Music director, Joey Chancey (Broadway’s An American In Paris) brings an original feeling to the classic tunes, especially with the chorus of three street urchins/do-wop ladies giving us 1960’s girl-group sass and spark. The trio, in the talented frames of Crystal, played by Amber Iman (Broadway’s Shuffle Along..), Chiffon, by Allison Semmes (Broadway’s Motown), and Ronette by Amma Osei (Broadway’s Rock of Ages), lift us up from the first warnings of “Lookout?”. Choreographed smoothly by Spencer Liff (Broadway’s Head Over Heels), my only dream with these ladies resides in seeing them get a heightened and more glorious presence on the streets of Skid Row.
“I know Seymour’s the greatest,” Hilty sings, “But I’m dating a semi-sadist”, and with Josh Radnor (LCT’s The Babylon Line) in the role of Seymour, we get to bask in all our memories of other Seymours. He does a swell job, rising to the occasion with a greater sense of assurance with each moment of stage. He couldn’t put to rest my wishful thoughts of having the chance to see Jake Gyllenhaal do the part as he did a few summers back at Encores! (with the magnificent Ellen Greene), but I guess I’ll have to set this thought aside and embrace what Radnor does bring to the role. It’s a funny piece, the Little Shop, run by Lee Wilkof, Off Broadway’s original Seymour in Little Shop of Horrors, now inhabiting the role of Mr. Mushnik. He, with Radnor deliver a clever recreation of what we all are expecting. It’s not the most original portrayal but I’m not so sure we all want that.
Originality in this production, comes most strongly in the creation of the blood-hungry plant, Audrey II, wheeled out in the grand green clad form of James Monroe Iglehart (Broadway’s Genie in Disney’s Aladdin). There is no puppetry this time around, just a smartly transformative costume design by Jen Caprio (Broadway’s Falsettos) that beautifully lets Iglehart’s plant life grow before our very eyes in ways we weren’t expecting. I only wish Caprio’s designs branched out a bit more to the cast, especially the three young girl group members, giving them a bit more snap a little earlier on. The well orchestrated but slightly clumsy set design by Donyale Werle (Broadway’s In Transit), with simple but workable lighting by Cory Pattak (BCS’s In the Heights) crowds the stage, making it feel awkward, keeping us a bit at arms length from the comings and goings. But for a semi-staged production, the inventiveness of all involved is obvious and on well display even in its most chunky of parts. Nick Cordero (Broadway’s A Bronx Tale) heroically plays Orin Scrivello, the demented dentist, and all others in a never ending conveyor belt of creations that must of had the talented man running wild backstage. I wanted more from the ending, a twist on what is expected or known, even if we only have seen the film (I saw a production of Little Shop decades ago when it opened in Toronto at a perfect little theatre on Yonge Street, sometime in the 1908-‘s).

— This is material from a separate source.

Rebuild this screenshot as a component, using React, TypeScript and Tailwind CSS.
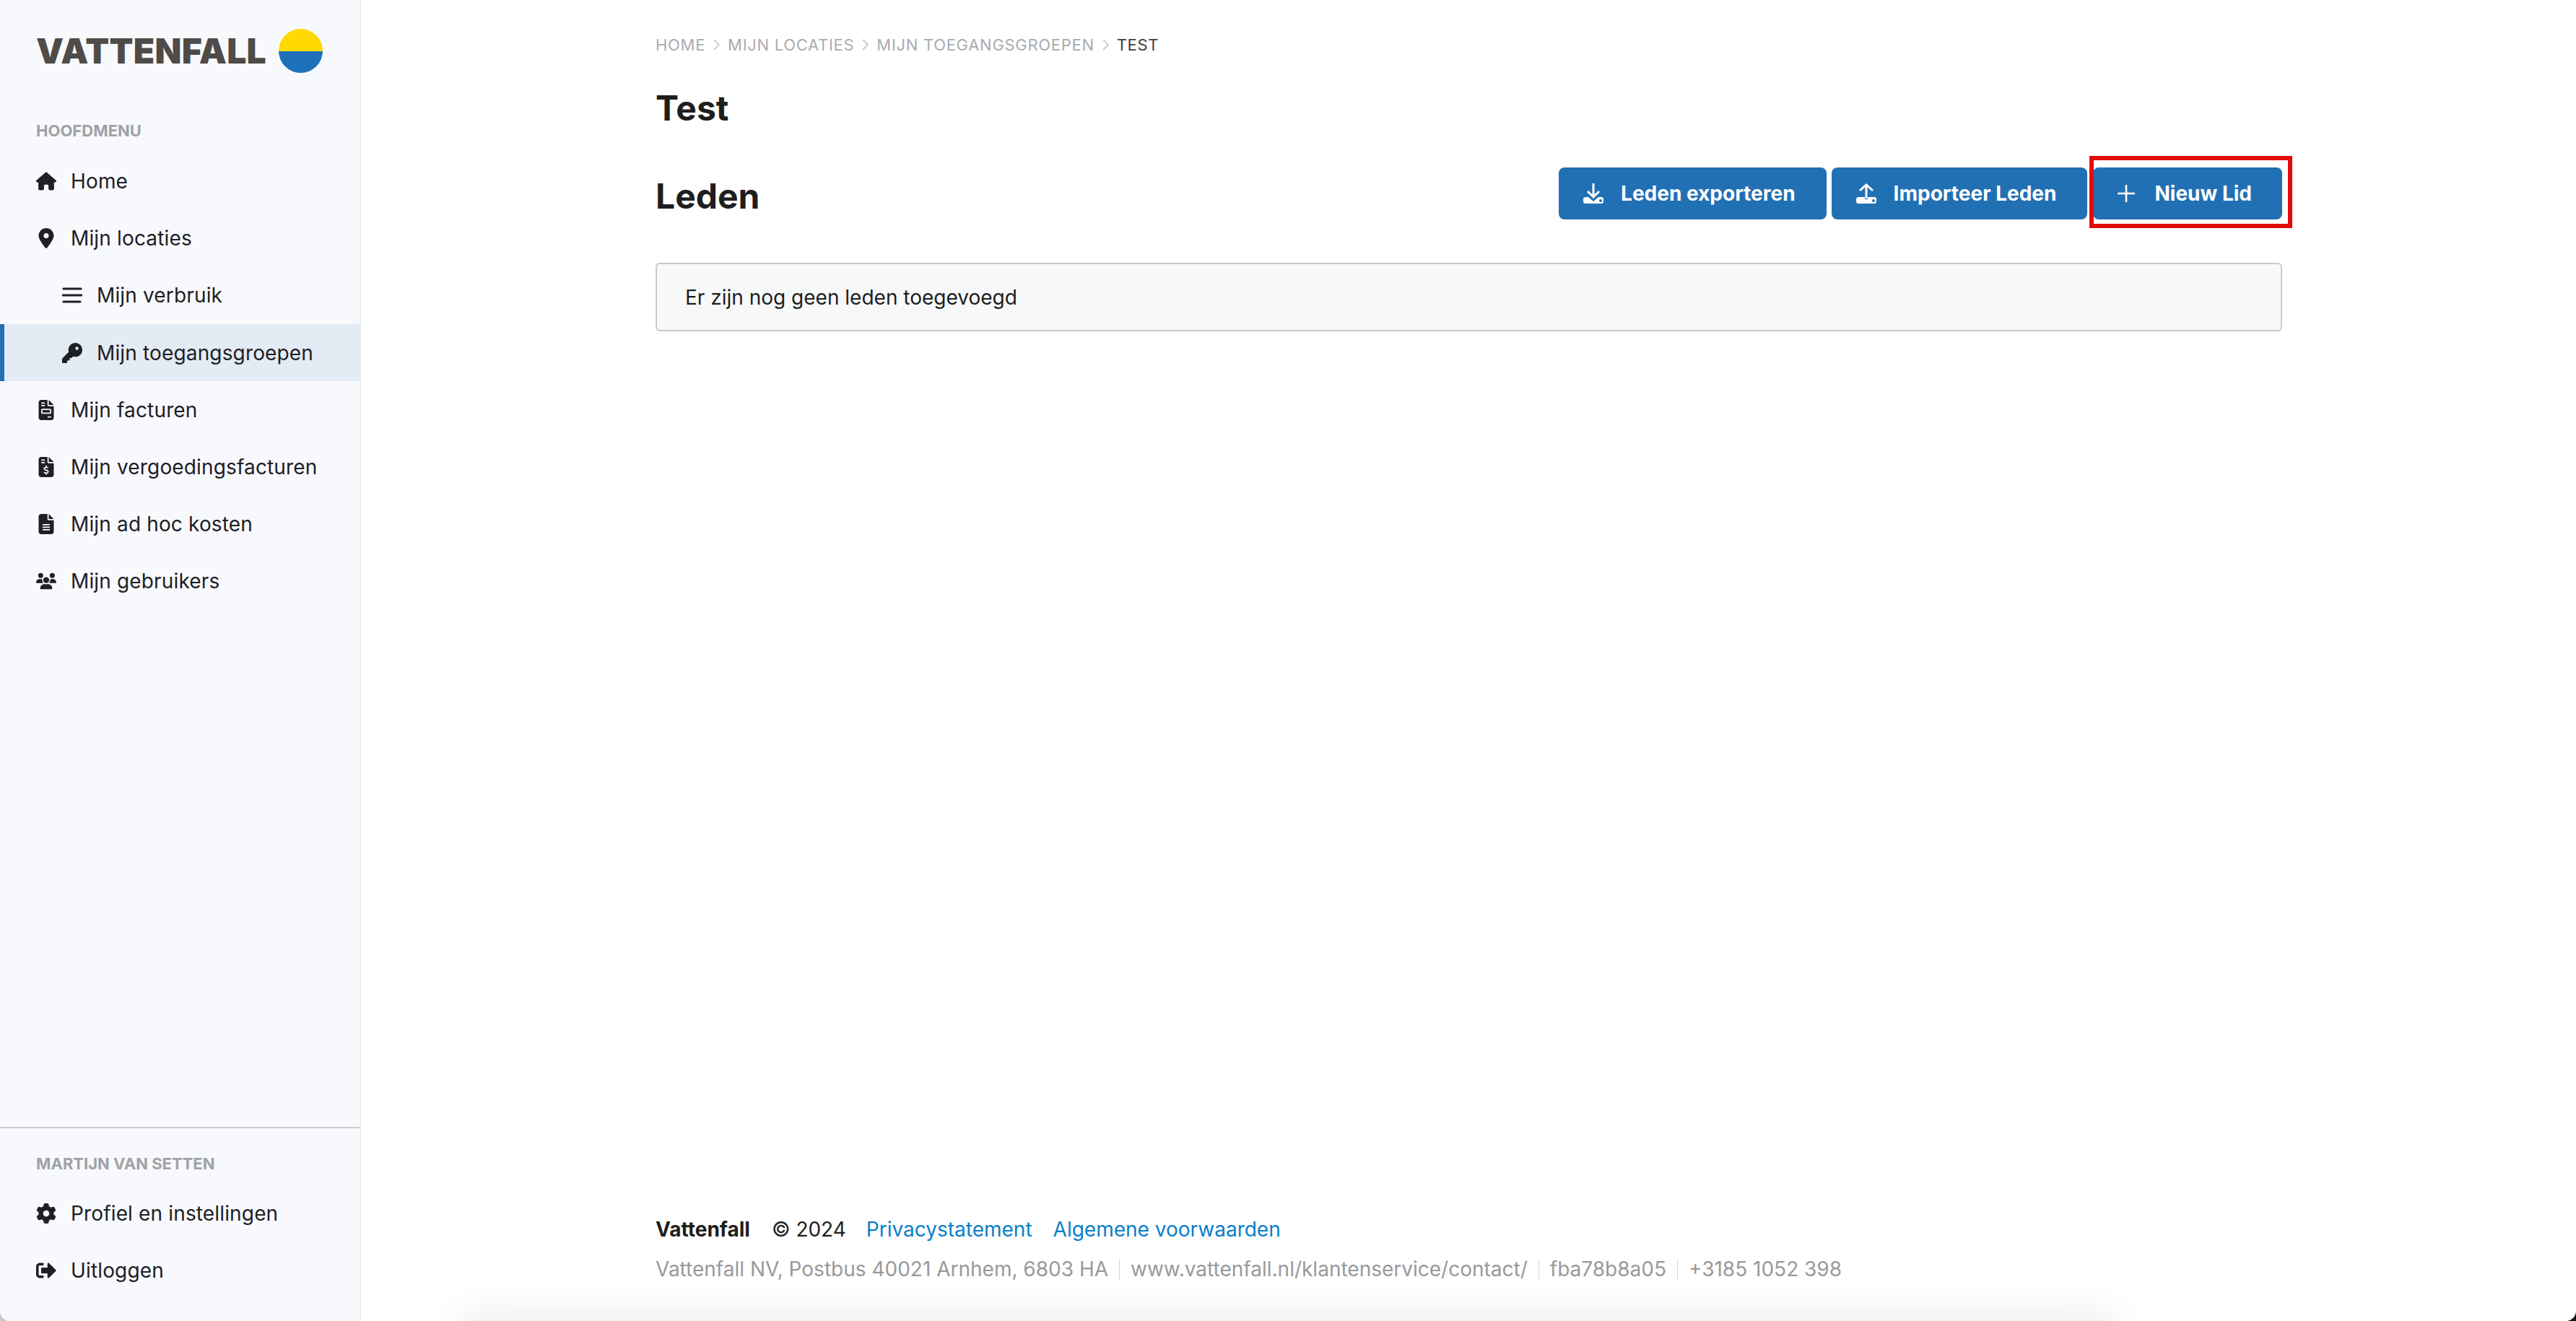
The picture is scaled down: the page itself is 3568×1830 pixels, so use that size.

As act two begins, we all can’t help but hold our breath, waiting for the moment that the true star of the evening, Megan Hilty will perform the song of the night. It’s “Suddenly Seymour” that we really want to see, not so much the campy bloody digestive habits of a plant trying to take over the world, but the show stopping gloriousness of the perfect song done by the perfectly cast singer. It is her voice that is to be remembered, and rightly so, even if it’s a voice from “the gutter. It’s a night spot, I worked there on my night’s off when we weren’t making much money. I’d put on cheap and tasteless outfits, not nice ones like this“. Hilty has nothing to be ashamed of here. She takes this Little Shop of Horrors far from Skid Row, and hopefully it will land her intergalactic marvel of a voice down on Broadway someday soon, reprising this role in a fully fleshed out production, maybe matched by a Seymour of more dimension. It’s time, Little Shop, to open your doors once again on Broadway, and to take over the world.